(716h) Mechanism and Kinetics of Thermal Decomposition of Cl-20:

CL-20 (2,4,6,8,10,12-hexanitro-2,4,6,8,10,12-hexaazaisowurtzitane) is a high-energy nitramine explosive. To improve atomistic understanding of its thermal decomposition in gas and solid phases, we performed a series of ab initio molecular dynamics simulations.

Unlike the case of the other nitramines (e.g. RDX/HMX), we found only one distinct initial reaction channel (homolysis of N–NO2 bond) during unimolecular decomposition. We did not observe any HONO elimination reaction under investigated conditions. However, we did find ring breaking followed by NO2 fission. Therefore, in spite of limited sampling that provided a mostly qualitative picture, we proposed a scheme of unimolecular decomposition of CL-20. The averaged products population over all trajectories was estimated at 4 HCN, 2-4 NO2, 2-4 NO, ~1 CO, and ~1 OH molecules per one CL-20.

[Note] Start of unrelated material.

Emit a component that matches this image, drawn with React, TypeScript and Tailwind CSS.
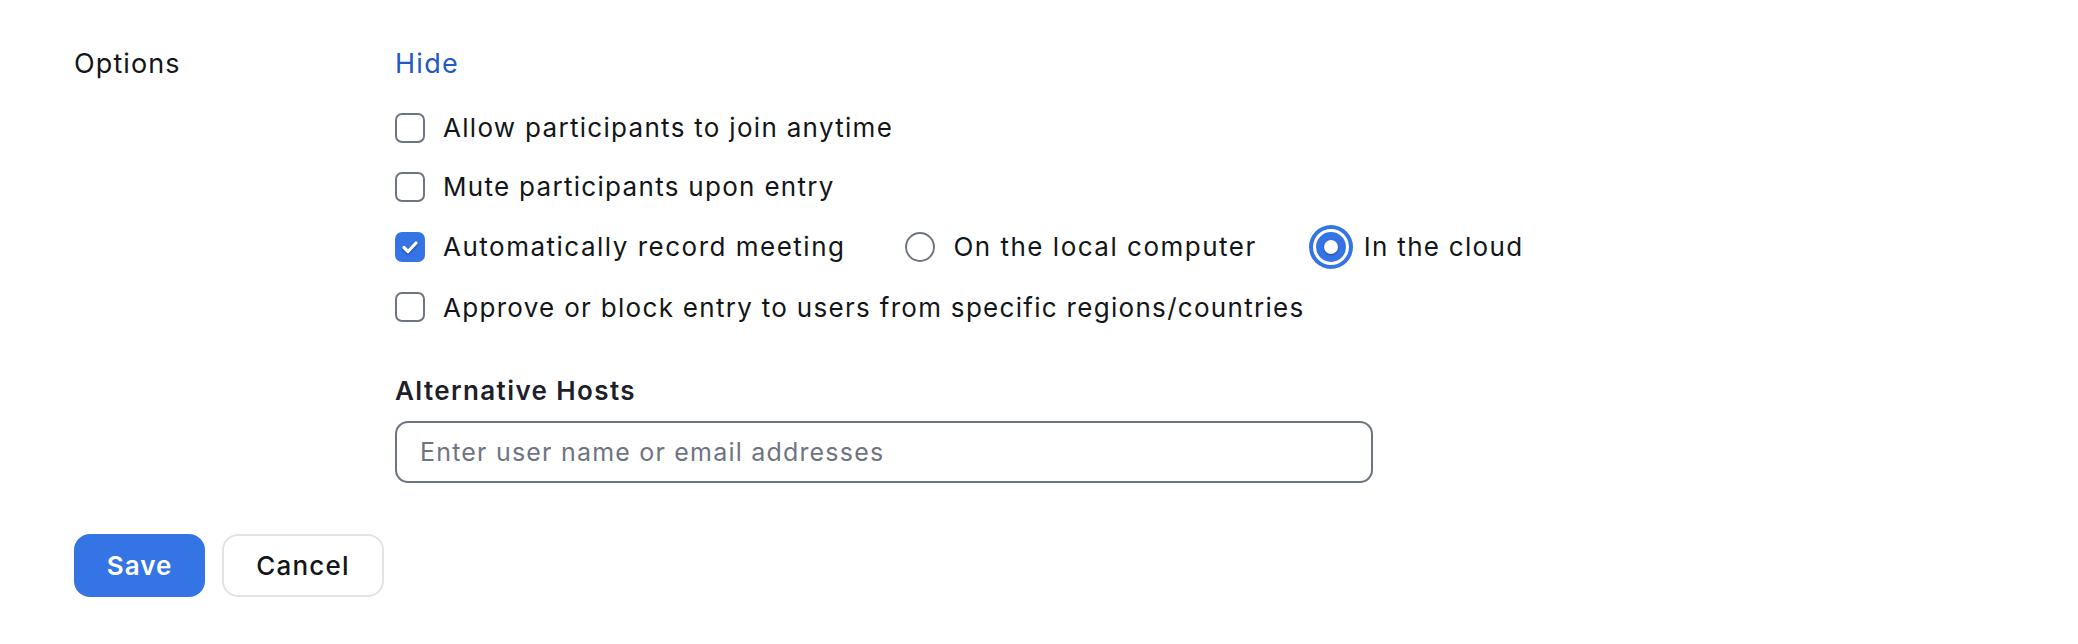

These simulations provide a detailed description of the chemical processes in the initial stages of thermal decomposition of condensed CL-20. We elucidated key features of this process: composition of primary reaction products, reaction timing, Arrhenius behavior of the system, etc. They clearly indicate that the primary reactions leading to NO2, NO, N2O and N2 occur at very early stages. We also estimated the activation barrier for the formation of NO2 which essentially determines overall decomposition kinetics and effective rate constants for NO2 and N2. Calculated solid phase decomposition pathways correlate with available condensed phase experimental data. Unfortunately, a comparison of the predicted gas phase mechanism was not possible.